Os bancos deveriam ser chamados à responsabilidade pela ação direta que têm tido no arrastamento da crise inflacionária. A consequência mais visível de um processo que parece não ter fim é a devastação da vida de muitos agregados familiares.
A “sebenta” do combate à inflação é clara. Para contrariar surtos inflacionários, os bancos centrais devem aumentar os juros diretores. Estes juros servem de referência não apenas para o financiamento de famílias e empresas, mas também para a poupança realizada por intermédio de depósitos a prazo.

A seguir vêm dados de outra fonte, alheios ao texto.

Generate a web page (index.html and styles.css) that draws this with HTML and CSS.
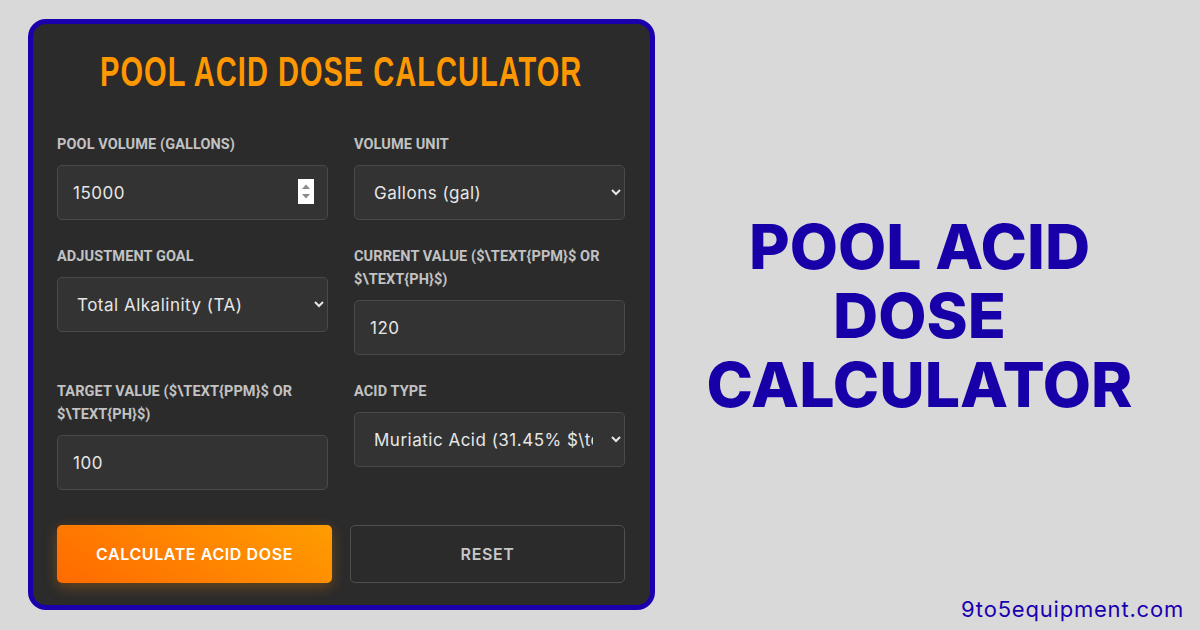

A lógica é simples. Os elevados juros associados ao crédito afastam as famílias do consumo e as empresas do investimento. Nestas condições, diminui a pressão exercida sobre os diversos mercados e os preços tendem a baixar. Esta é uma das duas faces da política monetária contracionista aplicada pelos bancos centrais para debelar a inflação. A outra face da estratégia é igualmente importante. A banca também deve subir as taxas de juro associadas aos depósitos a prazo de forma consentânea com os juros de referência dos bancos centrais. Esta atuação do setor bancário estimulará a poupança. Com uma maior predisposição para poupar a instalar-se na sociedade, sucede, também por esta via, uma diminuição da quantidade de dinheiro a circular na economia. O resultado é o desejado: verificando-se a substituição de uma fração da tendência para o consumo pelo aumento da propensão para a poupança, acaba por ocorrer um desvio de liquidez das economias. Este desvio de liquidez contribui decisivamente para arrefecer os preços de mercado praticados ao consumidor final.
Atualmente, no caso da Zona Euro, a banca vai admitindo que os lucros extraordinários acumulados resultam do aumento da margem financeira. A margem financeira dos bancos resulta da diferença entre os juros associados ao crédito e os praticados nos depósitos a prazo. E os bancos admitem-no de forma excessivamente descontraída, o que não deixa de ser simultaneamente estranho e ofensivo. Eventualmente, sentirão a proteção, aparentemente incondicional, do supervisor bancário Banco Central Europeu. A recente pressão exercida pelo BCE sobre o Governo italiano, em relação ao imposto sobre os lucros extraordinários dos bancos italianos, permitirá compreender grande parte da proteção ampliada que a banca sente na atualidade.
Na área da moeda única, não restam dúvidas de que a conduta dos bancos tem reduzido significativamente o impacto da política monetária do BCE no combate à inflação.
Em Portugal, 90% dos dois mil milhões de euros de lucro registados pelos cinco maiores bancos no primeiro semestre do ano explicam-se pelo aumento da margem financeira.
Em termos lógicos, é possível concluir que não teriam sido necessárias tantas subidas dos juros diretores do Banco Central Europeu se, desde o início, os bancos tivessem ajustado os juros dos depósitos a prazo de forma equivalente ao que tem sido feito com as taxas de juro associadas ao financiamento de famílias e empresas.
O processo acaba por se constituir como um círculo muito rentável para a banca. Ao manterem baixos os juros associados aos depósitos a prazo, as instituições bancárias não estimulam a poupança. Por conseguinte, contribuem objetivamente para adensar a dificuldade no combate à inflação. Esta é uma das razões que tem contribuído para os aumentos consecutivos dos juros diretores do BCE. Estas subidas sucessivas das taxas de juro, por sua vez, contribuem para aumentar ainda mais as margens financeiras dos bancos. O ciclo da rendibilidade é altamente vantajoso para o setor bancário e extraordinariamente lesivo para famílias e também para parte considerável do meio empresarial.
Enquanto este processo vai ocorrendo em benefício dos bancos, o nível de vida da maioria das famílias portuguesas continua a degradar-se a um ritmo nunca antes visto na história recente do país. Nesta fase, os danos sociais são já impressionantes.
Os bancos deveriam ser chamados à responsabilidade. No caso da área da moeda única, caberia ao BCE e a Christine Lagarde fazê-lo. Caberia.